The graph below displays this correlation schematically:

In this example, Category 4 is not that important when analyzing the items that the cohort has bought within 3 months. However, the situation changes over 24 months: Category 4 contributes more and more to LTV growth.
It is crucial to know which product categories impact LTV when considered over long periods. Customers will be retained by keeping important products on offer. An omnichannel loyalty program allows you to collect all the necessary data to see a broader picture.
(6) Every Stage of the Customer Lifecycle: Defining the Factors That Influence LTV and Building Hypotheses of LTV Growth Factors
A Machine Learning-based model that comprises all the data on customers and transactions allows for the factors affecting the LTV of a cohort or a segment to be defined.
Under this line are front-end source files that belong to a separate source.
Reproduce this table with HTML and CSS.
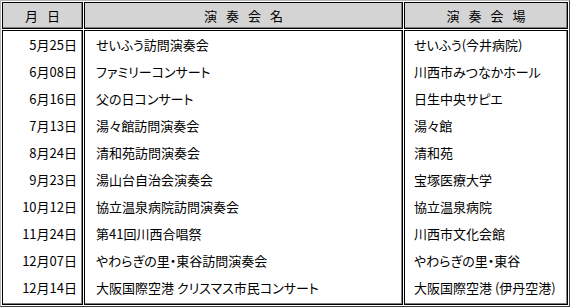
FILE: index.html
```
<!DOCTYPE html>
<html lang="ja">
<head>
    <meta charset="UTF-8">
    <meta name="viewport" content="width=device-width, initial-scale=1.0">
    <title>演奏会スケジュール</title>
    <link rel="stylesheet" href="styles.css">
</head>
<body>
    <!-- 演奏会の予定表 -->
    <table class="schedule">
        <tr>
            <th class="col-date">月日</th>
            <th class="col-name">演奏会名</th>
            <th class="col-place">演奏会場</th>
        </tr>
        <tr>
            <td class="col-date">
                <div>5月25日</div>
                <div>6月08日</div>
                <div>6月16日</div>
                <div>7月13日</div>
                <div>8月24日</div>
                <div>9月23日</div>
                <div>10月12日</div>
                <div>11月24日</div>
                <div>12月07日</div>
                <div>12月14日</div>
            </td>
            <td class="col-name">
                <div>せいふう訪問演奏会</div>
                <div>ファミリーコンサート</div>
                <div>父の日コンサート</div>
                <div>湯々館訪問演奏会</div>
                <div>清和苑訪問演奏会</div>
                <div>湯山台自治会演奏会</div>
                <div>協立温泉病院訪問演奏会</div>
                <div>第41回川西合唱祭</div>
                <div>やわらぎの里・東谷訪問演奏会</div>
                <div>大阪国際空港 クリスマス市民コンサート</div>
            </td>
            <td class="col-place">
                <div>せいふう(今井病院)</div>
                <div>川西市みつなかホール</div>
                <div>日生中央サピエ</div>
                <div>湯々館</div>
                <div>清和苑</div>
                <div>宝塚医療大学</div>
                <div>協立温泉病院</div>
                <div>川西市文化会館</div>
                <div>やわらぎの里・東谷</div>
                <div>大阪国際空港 (伊丹空港)</div>
            </td>
        </tr>
    </table>
</body>
</html>
```

FILE: styles.css
```
body {
    margin: 0;
    padding: 0;
    background-color: #fff;
    font-family: "Noto Sans CJK JP", sans-serif;
    font-size: 13px;
    color: #000;
}
.schedule {
    width: 570px;
    height: 307px;
    border-collapse: separate;
    border-spacing: 1px;
    border: 1px solid;
    border-color: #b4b4b4 #404040 #404040 #b4b4b4;
    table-layout: fixed;
}
.schedule th,
.schedule td {
    box-sizing: border-box;
    border: 1px solid #000;
    box-shadow: inset -1px -1px 0 #808080;
    padding: 0;
}
.schedule th {
    height: 27px;
    background-color: #d4d4d4;
    font-weight: normal;
    text-align: center;
    letter-spacing: 9px;
    padding-left: 9px;
}
.schedule td {
    height: 275px;
    vertical-align: top;
    padding-top: 0;
}
.schedule td div {
    height: 27px;
    line-height: 27px;
    white-space: nowrap;
    font-feature-settings: "palt";
}
.col-date {
    width: 81px;
}
.col-name {
    width: 319px;
}
.col-place {
    width: 164px;
}
td.col-date {
    text-align: right;
    padding-right: 5px;
}
td.col-name {
    padding-left: 11px;
}
td.col-place {
    padding-left: 9px;
}
```
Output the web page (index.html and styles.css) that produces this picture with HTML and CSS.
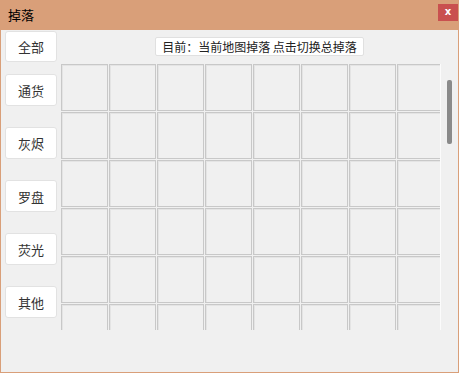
FILE: index.html
```html
<!DOCTYPE html>
<html>
<head>
<meta charset="utf-8">
<link rel="stylesheet" href="styles.css">
</head>
<body>
<div class="window">
  <div class="titlebar">
    <span class="title">掉落</span>
    <span class="close">x</span>
  </div>
  <div class="content">
    <div class="sidebar">
      <div class="btn first">全部</div>
      <div class="btn">通货</div>
      <div class="btn">灰烬</div>
      <div class="btn">罗盘</div>
      <div class="btn">荧光</div>
      <div class="btn">其他</div>
    </div>
    <div class="main">
      <div class="label-row"><div class="label">目前：当前地图掉落 点击切换总掉落</div></div>
      <div class="grid-row">
        <div class="viewport">
          <div class="grid">
            <div class="cell"></div><div class="cell"></div><div class="cell"></div><div class="cell"></div><div class="cell"></div><div class="cell"></div><div class="cell"></div><div class="cell"></div>
            <div class="cell"></div><div class="cell"></div><div class="cell"></div><div class="cell"></div><div class="cell"></div><div class="cell"></div><div class="cell"></div><div class="cell"></div>
            <div class="cell"></div><div class="cell"></div><div class="cell"></div><div class="cell"></div><div class="cell"></div><div class="cell"></div><div class="cell"></div><div class="cell"></div>
            <div class="cell"></div><div class="cell"></div><div class="cell"></div><div class="cell"></div><div class="cell"></div><div class="cell"></div><div class="cell"></div><div class="cell"></div>
            <div class="cell"></div><div class="cell"></div><div class="cell"></div><div class="cell"></div><div class="cell"></div><div class="cell"></div><div class="cell"></div><div class="cell"></div>
            <div class="cell"></div><div class="cell"></div><div class="cell"></div><div class="cell"></div><div class="cell"></div><div class="cell"></div><div class="cell"></div><div class="cell"></div>
          </div>
        </div>
        <div class="track"><div class="thumb"></div></div>
      </div>
    </div>
  </div>
</div>
</body>
</html>
```
FILE: styles.css
```css
* { box-sizing: border-box; }
html, body { margin: 0; padding: 0; background: #f0f0f0; }
body {
  font-family: "Noto Sans CJK SC", "Noto Sans", sans-serif;
  color: #222;
}
.window {
  width: 459px;
  height: 373px;
  border: 1px solid #d99f79;
  border-top: none;
  background: #f0f0f0;
  display: flex;
  flex-direction: column;
}
.titlebar {
  height: 30px;
  background: #d99f79;
  display: flex;
  align-items: center;
  justify-content: space-between;
  padding-left: 8px;
  margin: 0 -1px;
}
.title {
  font-size: 13px;
  color: #000;
  line-height: 1;
  margin-top: -1px;
}
.close {
  width: 20px;
  height: 17px;
  background: #c9504f;
  color: #fff;
  font-family: "DejaVu Sans", sans-serif;
  font-weight: bold;
  font-size: 10px;
  line-height: 15px;
  text-align: center;
  margin-top: -5px;
  margin-right: 1px;
}
.content {
  flex: 1;
  display: flex;
  min-height: 0;
}
.sidebar {
  width: 60px;
  padding-left: 4px;
  padding-top: 1px;
  display: flex;
  flex-direction: column;
}
.btn {
  width: 52px;
  height: 32px;
  background: #fff;
  border: 1px solid #e2e2e2;
  border-radius: 3px;
  font-size: 13px;
  color: #333;
  display: flex;
  align-items: center;
  justify-content: center;
  margin-top: 21px;
}
.btn.first {
  height: 31px;
  margin-top: 0;
}
.btn:nth-child(2) { margin-top: 12px; }
.main {
  flex: 1;
  display: flex;
  flex-direction: column;
}
.label-row {
  display: flex;
  justify-content: center;
  padding-top: 7px;
}
.label {
  height: 19px;
  background: #fff;
  border: 1px solid #e0e0e0;
  border-radius: 2px;
  font-size: 12px;
  line-height: 17px;
  padding: 0 6px;
  color: #222;
  white-space: nowrap;
}
.grid-row {
  display: flex;
  margin-top: 8px;
}
.viewport {
  width: 380px;
  height: 266px;
  overflow: hidden;
  border-right: 1px solid #fbfbfb;
}
.grid {
  display: grid;
  grid-template-columns: repeat(8, 47px);
  grid-auto-rows: 47px;
  gap: 1px;
  width: 383px;
}
.cell {
  border: 1px solid #c8c8c8;
  box-shadow: inset 1px 1px 0 #e4e4e4;
  background: #f0f0f0;
}
.track {
  flex: 1;
  padding-left: 6px;
  padding-top: 16px;
}
.thumb {
  width: 5px;
  height: 64px;
  background: #8a8a8a;
  border-radius: 2px;
}
```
A company can use these factors to work out hypotheses of why LTV grows. Let’s analyze the decomposition tree below:

If we analyze the purchases broken down by days of the week, the tree will show that weekend sales decrease the impact of purchases on LTV compared with weekdays. This means that it makes more sense to actively attract customers on weekdays. However, such hypotheses, of course, need to be verified by A/B testing.
To conclude, you can maximize your company profit on every step of the customer lifecycle — from attraction to re-activation — by calculating your LTV and actively using it in your strategies.